Looking Back At The RKO Tilyou Theater And One Of Coney Island’s Founding Families

RKO Tilyou Theatre exterior
The RKO Tilyou Theater. Built in the 1920s and now destroyed. It represents the rise of Coney Island as an amusement destination. (Source: Cinema Treasures)

The RKO Tilyou is one of those landmarks of Southern Brooklyn that have long been demolished but still live on through pictures and legacy. Originally built in 1926 on Surf Avenue, the theater belonged to a Coney Island family that helped define the waterfront neighborhood as an amusement destination.

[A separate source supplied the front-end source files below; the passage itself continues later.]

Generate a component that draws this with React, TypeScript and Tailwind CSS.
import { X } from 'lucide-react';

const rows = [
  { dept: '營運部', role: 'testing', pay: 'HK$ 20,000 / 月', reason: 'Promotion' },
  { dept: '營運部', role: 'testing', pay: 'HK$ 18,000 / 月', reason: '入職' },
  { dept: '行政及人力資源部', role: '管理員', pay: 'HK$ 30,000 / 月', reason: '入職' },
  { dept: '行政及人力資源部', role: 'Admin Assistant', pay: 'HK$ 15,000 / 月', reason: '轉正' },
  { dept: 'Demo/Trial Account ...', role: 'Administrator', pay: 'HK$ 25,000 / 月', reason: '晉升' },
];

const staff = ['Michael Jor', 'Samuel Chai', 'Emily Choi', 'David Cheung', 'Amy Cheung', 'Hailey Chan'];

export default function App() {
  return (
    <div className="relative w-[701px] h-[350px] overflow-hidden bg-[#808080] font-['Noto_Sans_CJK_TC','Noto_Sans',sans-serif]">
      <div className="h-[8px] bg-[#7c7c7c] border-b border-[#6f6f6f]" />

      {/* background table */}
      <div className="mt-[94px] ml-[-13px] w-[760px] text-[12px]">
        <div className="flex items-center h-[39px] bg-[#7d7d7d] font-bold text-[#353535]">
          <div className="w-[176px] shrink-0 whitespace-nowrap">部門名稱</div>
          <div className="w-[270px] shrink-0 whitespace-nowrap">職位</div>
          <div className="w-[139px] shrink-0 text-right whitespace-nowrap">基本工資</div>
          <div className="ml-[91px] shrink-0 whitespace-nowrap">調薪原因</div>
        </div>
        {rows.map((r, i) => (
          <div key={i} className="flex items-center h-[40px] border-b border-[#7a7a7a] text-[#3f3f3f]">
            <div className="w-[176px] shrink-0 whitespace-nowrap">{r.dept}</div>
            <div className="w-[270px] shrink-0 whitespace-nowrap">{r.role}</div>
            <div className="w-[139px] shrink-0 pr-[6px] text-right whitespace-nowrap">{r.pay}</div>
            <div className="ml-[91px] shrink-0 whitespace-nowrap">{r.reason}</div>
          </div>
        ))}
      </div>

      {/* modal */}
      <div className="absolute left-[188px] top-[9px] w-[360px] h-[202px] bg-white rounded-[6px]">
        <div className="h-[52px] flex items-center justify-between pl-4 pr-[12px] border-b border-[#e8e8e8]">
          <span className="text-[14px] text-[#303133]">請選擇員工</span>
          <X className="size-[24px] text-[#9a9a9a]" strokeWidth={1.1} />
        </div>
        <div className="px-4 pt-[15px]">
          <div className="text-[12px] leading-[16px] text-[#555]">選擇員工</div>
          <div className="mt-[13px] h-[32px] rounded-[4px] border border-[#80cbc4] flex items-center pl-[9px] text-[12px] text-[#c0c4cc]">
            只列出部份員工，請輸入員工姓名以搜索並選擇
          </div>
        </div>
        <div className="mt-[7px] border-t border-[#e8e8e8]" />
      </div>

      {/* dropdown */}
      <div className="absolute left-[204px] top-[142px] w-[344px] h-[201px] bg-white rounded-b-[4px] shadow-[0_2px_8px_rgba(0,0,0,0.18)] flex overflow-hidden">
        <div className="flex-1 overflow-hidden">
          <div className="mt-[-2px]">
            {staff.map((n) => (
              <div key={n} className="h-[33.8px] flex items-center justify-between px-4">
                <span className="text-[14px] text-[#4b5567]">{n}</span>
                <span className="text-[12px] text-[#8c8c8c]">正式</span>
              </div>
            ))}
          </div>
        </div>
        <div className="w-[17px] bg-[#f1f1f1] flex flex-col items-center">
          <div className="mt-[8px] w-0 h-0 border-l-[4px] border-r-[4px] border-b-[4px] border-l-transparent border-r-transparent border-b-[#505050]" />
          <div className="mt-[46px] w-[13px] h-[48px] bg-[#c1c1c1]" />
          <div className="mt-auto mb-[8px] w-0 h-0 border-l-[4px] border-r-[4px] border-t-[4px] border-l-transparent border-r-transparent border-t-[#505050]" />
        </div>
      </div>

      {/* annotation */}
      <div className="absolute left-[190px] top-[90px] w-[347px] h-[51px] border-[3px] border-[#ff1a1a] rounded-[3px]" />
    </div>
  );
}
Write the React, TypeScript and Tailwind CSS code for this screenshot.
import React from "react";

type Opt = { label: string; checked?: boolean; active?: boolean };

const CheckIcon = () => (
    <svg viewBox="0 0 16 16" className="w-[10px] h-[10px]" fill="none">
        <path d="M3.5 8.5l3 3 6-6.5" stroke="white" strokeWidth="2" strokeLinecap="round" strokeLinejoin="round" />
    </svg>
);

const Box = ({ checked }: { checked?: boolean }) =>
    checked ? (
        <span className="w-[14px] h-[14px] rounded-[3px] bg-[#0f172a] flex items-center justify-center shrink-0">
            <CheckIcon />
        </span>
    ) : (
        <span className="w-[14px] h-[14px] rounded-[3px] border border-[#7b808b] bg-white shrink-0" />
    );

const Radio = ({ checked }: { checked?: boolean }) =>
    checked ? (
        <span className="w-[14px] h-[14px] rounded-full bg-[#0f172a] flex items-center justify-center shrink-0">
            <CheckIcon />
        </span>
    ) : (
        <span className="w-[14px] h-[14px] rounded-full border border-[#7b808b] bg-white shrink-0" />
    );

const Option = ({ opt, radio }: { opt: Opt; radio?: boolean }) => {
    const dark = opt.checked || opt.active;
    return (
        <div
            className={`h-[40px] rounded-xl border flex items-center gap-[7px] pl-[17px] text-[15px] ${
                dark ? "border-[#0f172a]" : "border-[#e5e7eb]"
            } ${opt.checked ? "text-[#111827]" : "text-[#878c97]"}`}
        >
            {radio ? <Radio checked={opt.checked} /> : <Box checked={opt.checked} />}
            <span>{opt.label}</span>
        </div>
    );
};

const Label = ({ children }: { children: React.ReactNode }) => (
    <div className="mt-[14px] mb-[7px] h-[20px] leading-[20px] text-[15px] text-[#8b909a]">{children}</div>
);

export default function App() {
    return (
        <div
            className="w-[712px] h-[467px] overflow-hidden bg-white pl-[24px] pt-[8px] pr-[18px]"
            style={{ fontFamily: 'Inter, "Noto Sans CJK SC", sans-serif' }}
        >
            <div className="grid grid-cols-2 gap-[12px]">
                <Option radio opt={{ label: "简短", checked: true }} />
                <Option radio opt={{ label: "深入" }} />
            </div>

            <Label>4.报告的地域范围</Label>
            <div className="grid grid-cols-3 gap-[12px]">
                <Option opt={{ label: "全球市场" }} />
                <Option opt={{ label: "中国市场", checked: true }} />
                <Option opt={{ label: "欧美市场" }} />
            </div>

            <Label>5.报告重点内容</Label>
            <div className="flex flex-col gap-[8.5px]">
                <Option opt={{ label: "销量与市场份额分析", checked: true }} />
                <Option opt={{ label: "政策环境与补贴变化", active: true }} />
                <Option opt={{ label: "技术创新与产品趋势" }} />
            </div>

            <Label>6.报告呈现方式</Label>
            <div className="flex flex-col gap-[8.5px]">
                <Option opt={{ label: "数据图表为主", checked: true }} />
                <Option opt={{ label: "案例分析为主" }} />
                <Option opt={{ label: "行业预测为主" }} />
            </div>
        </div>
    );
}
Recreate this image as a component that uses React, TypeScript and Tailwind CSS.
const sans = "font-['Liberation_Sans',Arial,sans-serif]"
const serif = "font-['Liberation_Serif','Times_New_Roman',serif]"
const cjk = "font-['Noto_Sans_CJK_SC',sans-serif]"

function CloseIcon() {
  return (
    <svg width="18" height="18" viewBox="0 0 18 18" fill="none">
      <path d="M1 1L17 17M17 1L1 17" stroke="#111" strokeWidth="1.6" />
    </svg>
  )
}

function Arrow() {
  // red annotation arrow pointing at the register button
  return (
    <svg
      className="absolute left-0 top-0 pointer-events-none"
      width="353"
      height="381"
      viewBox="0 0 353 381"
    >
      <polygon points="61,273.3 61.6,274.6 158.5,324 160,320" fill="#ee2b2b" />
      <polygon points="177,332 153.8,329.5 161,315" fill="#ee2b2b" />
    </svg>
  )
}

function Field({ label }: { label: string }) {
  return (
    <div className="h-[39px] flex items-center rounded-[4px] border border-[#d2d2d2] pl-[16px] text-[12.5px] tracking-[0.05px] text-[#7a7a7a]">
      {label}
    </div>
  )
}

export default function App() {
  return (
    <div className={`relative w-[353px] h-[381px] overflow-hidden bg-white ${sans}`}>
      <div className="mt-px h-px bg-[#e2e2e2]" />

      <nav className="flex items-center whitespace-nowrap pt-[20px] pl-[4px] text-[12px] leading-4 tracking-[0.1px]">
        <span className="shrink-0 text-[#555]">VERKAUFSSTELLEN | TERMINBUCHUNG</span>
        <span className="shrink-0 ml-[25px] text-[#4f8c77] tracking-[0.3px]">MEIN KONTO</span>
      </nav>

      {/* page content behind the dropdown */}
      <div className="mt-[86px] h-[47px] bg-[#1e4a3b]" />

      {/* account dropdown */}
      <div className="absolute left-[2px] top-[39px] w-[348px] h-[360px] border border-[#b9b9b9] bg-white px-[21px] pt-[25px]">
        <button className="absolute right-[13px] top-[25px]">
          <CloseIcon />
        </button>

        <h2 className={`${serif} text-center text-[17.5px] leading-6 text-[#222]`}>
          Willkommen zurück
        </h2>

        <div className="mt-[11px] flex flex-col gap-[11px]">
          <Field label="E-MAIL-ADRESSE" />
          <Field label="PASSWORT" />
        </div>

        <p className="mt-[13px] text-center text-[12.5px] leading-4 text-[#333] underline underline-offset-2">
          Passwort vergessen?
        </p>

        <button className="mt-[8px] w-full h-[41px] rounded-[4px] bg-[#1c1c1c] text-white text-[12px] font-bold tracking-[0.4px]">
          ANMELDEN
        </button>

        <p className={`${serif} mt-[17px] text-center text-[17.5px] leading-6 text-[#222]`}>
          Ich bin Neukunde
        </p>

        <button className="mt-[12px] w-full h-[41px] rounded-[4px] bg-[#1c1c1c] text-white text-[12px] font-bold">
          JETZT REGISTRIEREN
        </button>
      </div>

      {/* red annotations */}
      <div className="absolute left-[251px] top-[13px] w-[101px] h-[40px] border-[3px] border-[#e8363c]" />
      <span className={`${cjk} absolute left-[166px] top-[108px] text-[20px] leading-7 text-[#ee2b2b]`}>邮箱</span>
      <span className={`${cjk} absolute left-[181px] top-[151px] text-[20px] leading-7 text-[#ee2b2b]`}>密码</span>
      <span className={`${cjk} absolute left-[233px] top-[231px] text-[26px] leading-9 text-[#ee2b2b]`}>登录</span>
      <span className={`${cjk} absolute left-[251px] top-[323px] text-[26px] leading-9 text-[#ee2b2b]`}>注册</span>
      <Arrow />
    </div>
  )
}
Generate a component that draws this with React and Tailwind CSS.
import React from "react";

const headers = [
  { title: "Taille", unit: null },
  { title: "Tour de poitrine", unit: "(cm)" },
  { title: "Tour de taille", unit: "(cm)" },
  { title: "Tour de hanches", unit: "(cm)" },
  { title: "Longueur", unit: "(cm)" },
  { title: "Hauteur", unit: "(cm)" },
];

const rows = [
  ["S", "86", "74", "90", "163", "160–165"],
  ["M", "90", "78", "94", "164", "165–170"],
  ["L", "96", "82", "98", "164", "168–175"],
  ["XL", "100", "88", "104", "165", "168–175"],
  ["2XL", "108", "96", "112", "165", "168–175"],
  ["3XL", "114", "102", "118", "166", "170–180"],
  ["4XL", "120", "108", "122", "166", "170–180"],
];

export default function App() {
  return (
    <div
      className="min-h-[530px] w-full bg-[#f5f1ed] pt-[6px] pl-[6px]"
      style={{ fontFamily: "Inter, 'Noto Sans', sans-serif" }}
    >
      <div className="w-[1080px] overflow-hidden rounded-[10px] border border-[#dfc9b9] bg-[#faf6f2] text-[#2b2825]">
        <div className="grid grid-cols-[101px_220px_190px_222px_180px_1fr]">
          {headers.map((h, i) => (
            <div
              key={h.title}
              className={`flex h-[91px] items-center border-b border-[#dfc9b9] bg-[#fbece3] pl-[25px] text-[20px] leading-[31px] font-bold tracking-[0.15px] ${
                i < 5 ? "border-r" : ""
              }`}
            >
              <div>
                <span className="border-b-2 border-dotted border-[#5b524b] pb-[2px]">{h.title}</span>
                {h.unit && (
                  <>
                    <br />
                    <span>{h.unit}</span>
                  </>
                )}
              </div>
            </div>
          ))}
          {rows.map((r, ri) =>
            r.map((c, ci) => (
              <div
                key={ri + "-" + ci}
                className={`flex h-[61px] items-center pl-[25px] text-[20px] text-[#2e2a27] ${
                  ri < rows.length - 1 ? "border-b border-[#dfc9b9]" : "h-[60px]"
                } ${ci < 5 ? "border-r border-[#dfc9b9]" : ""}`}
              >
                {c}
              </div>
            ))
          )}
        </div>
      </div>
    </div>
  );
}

The theater’s peculiar name comes from the family, the Tilyous, that opened the cinema. And the story of the theater is intertwined with the Tilyou family, a long line of people that the Brooklyn Museum describe as being “intimately connected with Coney Island as providers of entertainment.”

On the opening night of March 18, 1926, the theater featured vaudeville and the film Three Faces East, according to Cezar Del Valle. He has published two volumes on old theaters in Brooklyn called The Brooklyn Theater Index. There is soon to be a third volume that will feature the Tilyou theater along with many other oldies in Southern Brooklyn.

Cinema Treasures, another site for old theaters, writes this about the Tilyou theater:

This grand old theatre had its heyday in the golden era of Coney Island. It stood one block away from the Shore Theatre and Steeplechase Park, all on Surf Avenue. The Tilyou Theatre was opened by B.S. Moss on March 18, 1926.

The Shore Theater that is referred to above is last remaining theaters of the era still standing in Coney Island.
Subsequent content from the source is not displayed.